The 1994 massacre in Rwanda revealed the inability of a UN peacekeeping mission to respond effectively to the protection of civilians, one of the fundamental responsibilities of the international security organization, given its objectives. Although it was obvious that there was a genocide and not a civil war, and that representatives of an ethnic group were violently killed without being collateral victims of armed confrontations, the UN initially refused to intervene in the midst of events to stop the massacre of civilians. The late reaction made the death toll huge, given the relatively short time it took to kill Tutsi civilians. The scale of the event in Rwanda places it as the bloodiest genocide of the 20th century.
After the assassination of the country's president in April 1994, Hutu extremists took control of the state, launching a series of bloody massacres against rival Tutsi ethnic groups.
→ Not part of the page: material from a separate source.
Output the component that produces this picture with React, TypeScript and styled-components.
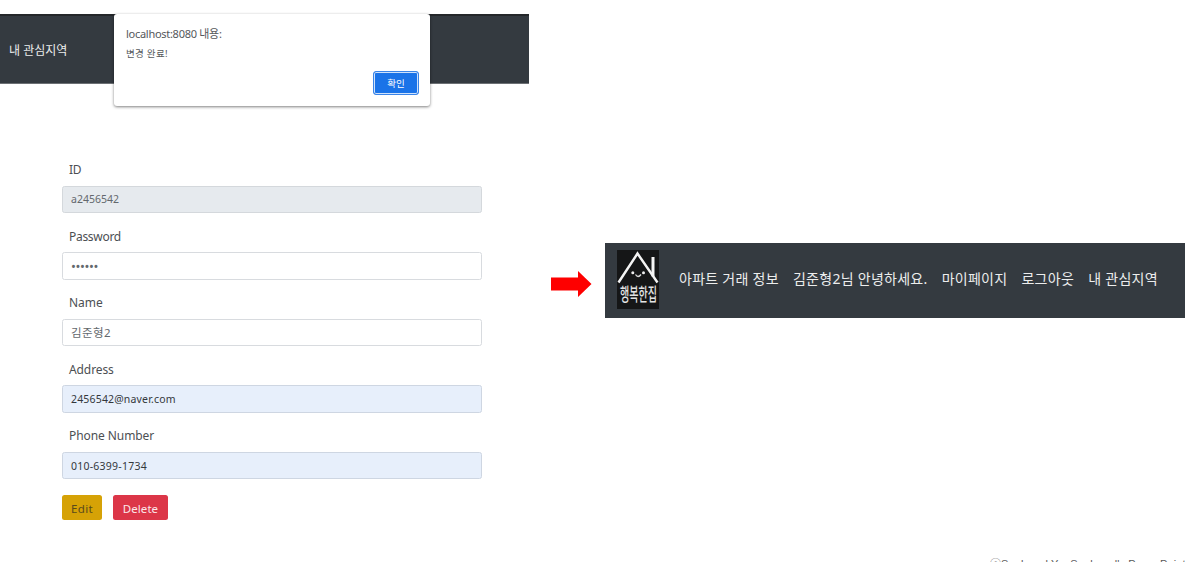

As the majority Hutu ethnic group has been marginalized over time, its representatives have exacerbated interethnic hatred through the media. The population was thus encouraged to launch violent actions against Tutsi citizens in order to take revenge. Representatives of the Hutu ethnic group who opposed the massacres were also killed along with Tutsi citizens. The genocide perpetrators used firearms, machetes and gardening tools to exterminate the Tutsi ethnic group.
The violence lasted for 100 days, during which time about 800,000 people were killed according to the UN and the African Union and 1 million civilians according to other sources. The violent events also led to the emergence of a huge number of refugees who fled to countries such as Zaire and Congo.
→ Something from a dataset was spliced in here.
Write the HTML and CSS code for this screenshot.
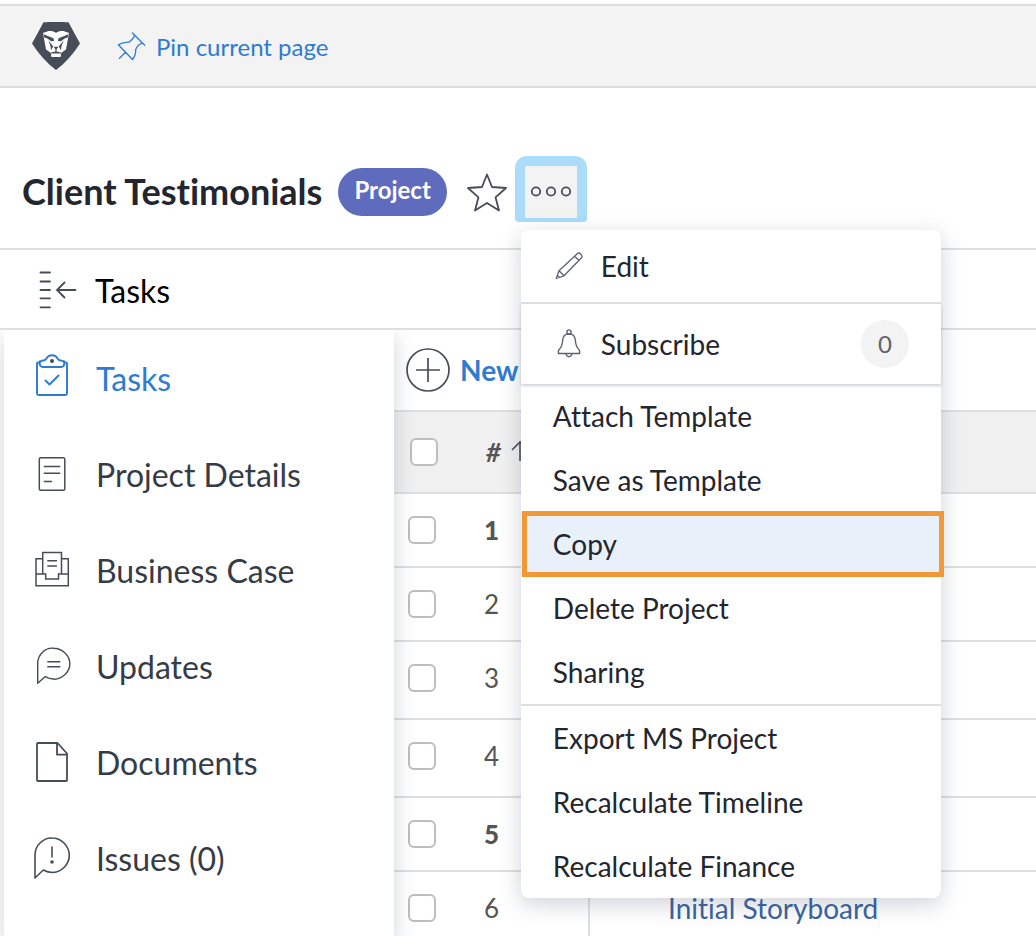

The United Nations was currently carrying out the UNAMIR peacekeeping mission in Rwanda. Due to inadequate equipment, but also the lack of the necessary approvals to engage in the conflict and effectively stop the violence, members of the mission witnessed the killing of civilians. In the absence of a clear mandate to take action to protect civilians, UN troops cannot intervene to stop the violence.
Since the beginning of the atrocities, Western countries such as France, Belgium and the United States have withdrawn their members from diplomatic missions in Rwanda. Moreover, the UN refused to supplement troops, and despite the insistence of the commander of the UNAMIR mission in Rwanda, General Romeo Dallaire, also refused to authorize an armed response to stop the massacres.
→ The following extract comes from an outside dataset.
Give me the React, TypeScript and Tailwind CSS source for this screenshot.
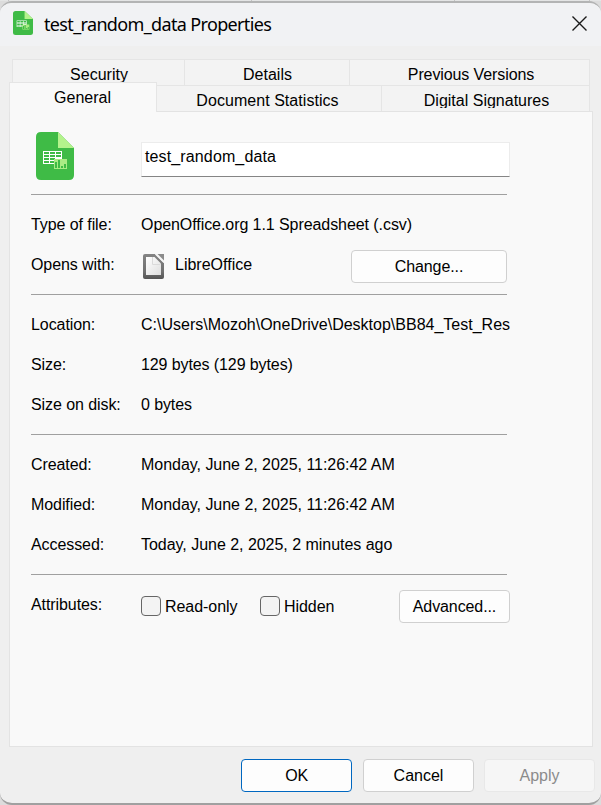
import type { ReactNode } from "react";

function SheetIcon({ className }: { className: string }) {
  return (
    <svg className={className} viewBox="0 0 38 48" preserveAspectRatio="none">
      <path d="M5 0H22L38 16V43Q38 48 33 48H5Q0 48 0 43V5Q0 0 5 0Z" fill="#3fbb46" />
      <path d="M22 0L38 16H22Z" fill="#b4f38c" />
      <path d="M7 19H26V32H7Z" fill="#fff" />
      <path
        d="M8 20h5v2h-5zM14 20h5v2h-5zM20 20h5v2h-5zM8 23h5v2h-5zM14 23h5v2h-5zM20 23h5v2h-5zM8 26h5v2h-5zM14 26h5v2h-5zM8 29h5v2h-5zM14 29h5v2h-5z"
        fill="#3fbb46"
      />
      <path d="M18 27H31V37H18Z" fill="#a9ec84" />
      <path d="M19 30h2v6h-2zM22 28h2v8h-2zM25 34h2v2h-2zM28 32h2v4h-2z" fill="#3fbb46" />
    </svg>
  );
}

function OfficeIcon() {
  return (
    <svg className="block h-[25px] w-[21px] shrink-0" viewBox="0 0 21 25">
      <defs>
        <linearGradient id="frame" x1="0" y1="0" x2="0" y2="1">
          <stop offset="0" stopColor="#858585" />
          <stop offset="0.7" stopColor="#707070" />
          <stop offset="1" stopColor="#545454" />
        </linearGradient>
        <linearGradient id="sheet" x1="0" y1="0" x2="1" y2="1">
          <stop offset="0" stopColor="#ffffff" />
          <stop offset="1" stopColor="#dedede" />
        </linearGradient>
      </defs>
      <path d="M2 0H12L21 9V23Q21 25 19 25H2Q0 25 0 23V2Q0 0 2 0Z" fill="url(#frame)" />
      <path d="M3 3H11.5L18 9.5V21H3Z" fill="url(#sheet)" />
      <path d="M9.5 3V10.5H17.5" fill="none" stroke="#dadada" strokeWidth="1" />
      <path d="M14.5 0H21V6.5Z" fill="#8b8b8b" />
      <path d="M12.5 0L21 8.5" stroke="#f3f3f3" strokeWidth="1.2" />
    </svg>
  );
}

function Tab({ label, className, textClass }: { label: string; className: string; textClass: string }) {
  return (
    <div className={`h-[26px] border-t border-[#e5e5e5] bg-[#f3f3f3] text-center ${className}`}>
      <div className={`h-[22px] overflow-hidden pt-[5px] leading-[19px] ${textClass}`}>{label}</div>
    </div>
  );
}

function Row({ label, children }: { label: string; children: ReactNode }) {
  return (
    <div className="flex h-10 items-center">
      <div className="w-[110px] shrink-0 tracking-[-0.08px]">{label}</div>
      {children}
    </div>
  );
}

function Section({ children }: { children: ReactNode }) {
  return (
    <div className="pb-[9px]">
      <div className="mb-[10px] h-px w-[476px] bg-[#a0a0a0]" />
      {children}
    </div>
  );
}

function Button({ label, className }: { label: string; className: string }) {
  return (
    <button className={`h-[33px] rounded-[4px] border text-center leading-[31px] ${className}`}>
      {label}
    </button>
  );
}

function Check({ label, className }: { label: string; className: string }) {
  return (
    <label className={`flex items-center gap-[4px] pt-[2px] ${className}`}>
      <span className="size-[20px] rounded-[4px] border border-[#666666] bg-[#f3f3f3]" />
      <span className="pt-[2px] tracking-[-0.05px]">{label}</span>
    </label>
  );
}

const dates = [
  ["Created:", "Monday, June 2, 2025, 11:26:42 AM"],
  ["Modified:", "Monday, June 2, 2025, 11:26:42 AM"],
  ["Accessed:", "Today, June 2, 2025, 2 minutes ago"],
];

export default function App() {
  return (
    <div className="h-[805px] w-[601px] overflow-hidden bg-[#dcdcdc] font-['Liberation_Sans',Arial,sans-serif] text-[16px] leading-5 text-black">
      <div className="flex h-px bg-[#e4e5e5] pl-[8px]">
        <div className="w-[244px] border-x border-[#c4c4c4]" />
        <div className="w-[203px] border-r border-[#c4c4c4]" />
        <div className="w-[135px] border-r border-[#c4c4c4]" />
      </div>
      <div className="h-[804px] overflow-hidden rounded-[12px] border-t-2 border-b-2 border-t-[#b3b4b4] border-b-[#a0a0a0] bg-[#efefef]">
        <header className="flex h-[43px] items-center bg-[#f1f2f4] pl-[13px] pr-[13px]">
          <SheetIcon className="mt-[-3px] h-[24px] w-[20px]" />
          <span className="ml-[11px] mt-[-2px] flex-1 font-['Noto_Sans','Segoe_UI',sans-serif] text-[18px] leading-6 tracking-[-0.65px]">
            test_random_data Properties
          </span>
          <svg className="mt-[-3px] size-[17px]" viewBox="0 0 17 17">
            <path d="M1.5 1.5L15.5 15.5M15.5 1.5L1.5 15.5" stroke="#1a1a1a" strokeWidth="1.4" />
          </svg>
        </header>

        <nav className="pt-[13px]">
          <div className="ml-[12px] flex">
            <Tab label="Security" className="w-[172px] border-l" textClass="pl-px" />
            <Tab label="Details" className="w-[165px] border-l" textClass="pl-px" />
            <Tab label="Previous Versions" className="w-[241px] border-x" textClass="pl-[3px] tracking-[-0.1px]" />
          </div>
          <div className="ml-[9px] flex h-[26px]">
            <div className="relative mt-[-3px] h-[30px] w-[148px] border border-b-0 border-[#e5e5e5] bg-[#f9f9f9] pt-[5px] pr-px text-center">
              General
            </div>
            <Tab label="Document Statistics" className="w-[224px]" textClass="pr-[3px] tracking-[0.05px]" />
            <Tab label="Digital Signatures" className="w-[209px] border-x" textClass="pl-[2px]" />
          </div>
        </nav>

        <main className="ml-[9px] h-[636px] w-[584px] border border-[#e3e3e3] bg-[#f9f9f9] pl-[21px]">
          <div className="flex h-[82px] pt-[20px]">
            <SheetIcon className="ml-[5px] h-[48px] w-[38px]" />
            <div className="ml-[67px] mt-[10px] h-[35px] w-[369px] border border-[#ececec] border-b-[#858585] bg-white pl-[3px] pt-[4px] tracking-[0.13px]">
              test_random_data
            </div>
          </div>

          <Section>
            <Row label="Type of file:">
              <span className="tracking-[-0.07px]">OpenOffice.org 1.1 Spreadsheet (.csv)</span>
            </Row>
            <Row label="Opens with:">
              <span className="ml-[2px] mt-[3px]"><OfficeIcon /></span>
              <span className="ml-[11px] w-[176px]">LibreOffice</span>
              <Button label="Change..." className="mt-[2px] w-[156px] border-[#d0d0d0] bg-[#fdfdfd] tracking-[-0.1px]" />
            </Row>
          </Section>

          <Section>
            <Row label="Location:">
              <span className="w-[369px] overflow-hidden whitespace-nowrap">
                C:\Users\Mozoh\OneDrive\Desktop\BB84_Test_Res
              </span>
            </Row>
            <Row label="Size:">
              <span className="tracking-[-0.1px]">129 bytes (129 bytes)</span>
            </Row>
            <Row label="Size on disk:">
              <span className="tracking-[-0.1px]">0 bytes</span>
            </Row>
          </Section>

          <Section>
            {dates.map(([label, value]) => (
              <Row key={label} label={label}>
                <span className="tracking-[-0.03px]">{value}</span>
              </Row>
            ))}
          </Section>

          <Section>
            <Row label="Attributes:">
              <Check label="Read-only" className="w-[119px]" />
              <Check label="Hidden" className="w-[139px]" />
              <Button label="Advanced..." className="mt-[2px] w-[111px] border-[#d0d0d0] bg-[#fdfdfd] tracking-[-0.1px]" />
            </Row>
          </Section>
        </main>

        <footer className="flex justify-end pr-[6px] pt-[12px]">
          <Button label="OK" className="mr-[11px] w-[111px] border-[#0067c0] bg-[#fdfdfd] tracking-[-0.3px]" />
          <Button label="Cancel" className="mr-[10px] w-[111px] border-[#d0d0d0] bg-[#fdfdfd]" />
          <Button label="Apply" className="w-[111px] border-[#e8e8e8] bg-[#f6f6f6] text-[#8b8b8b]" />
        </footer>
      </div>
    </div>
  );
}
Despite having concrete information on the start of the genocide and data on the extent and evolution of the massacres, the United States refused to get involved under the responsibility of protecting the civilian population. Moreover, the USA, together with Belgium, decided to withdraw the UN troops present in Rwanda, maintaining a small number of UNAMIR mission personnel. The United States could have prevented the transmission of inter-ethnic hate speech via radio stations, but it did not do so. By refusing to categorize the events as genocide, the United States has distorted public perceptions of atrocities, encouraging other states to treat the situation with indifference.
It is true that the UN later sent the UNAMIR II mission - in July 1994, consisting of 5,500 soldiers thus saving lives, but their intervention was late because the Hutu extremists had already fulfilled their bloody plan, exterminating a large part of the ethnic population, Tutsis. Although the International Criminal Tribunal for Rwanda was later set up, the reaction of state and non-state actors who could stop or even avoid acts of genocide was deplorable.
Even if the responsibility to protect the population of a state against serious abuses, massacres or other violent acts has been adopted as a norm of international law, when that state proves its inability to act for the observance of its citizens' rights and thus their defense against atrocities, this was not put into practice when the situation required it. How the international community reacted to the Rwandan genocide demonstrates that the responsibility to protect remains a purely theoretical concept.
A number of questions arise such as: Why did the US not intervene to end the massacre? Why has the UN reduced the number of UNAMIR mission personnel since the start of killing civilians? Given its role as a world leader and guarantor of international peace and security, the US state had the responsibility and the means to act firmly to stop the genocide. An attempt was made to explain the reaction of the United States by arguing that they were not informed of the violent incidents or that they were in possession of the information but treated the situation with indifference, or that they considered that there was nothing they could do to stop the massacre.
In order to avoid such situations in the future, the functioning of the UN crisis management instruments should be rethought. In this regard, UN peacekeeping missions should receive clear mandates on their responsibilities and their role in protecting civilians. The resources available to them should also be reviewed to allow them to be effectively involved in stopping a similar event.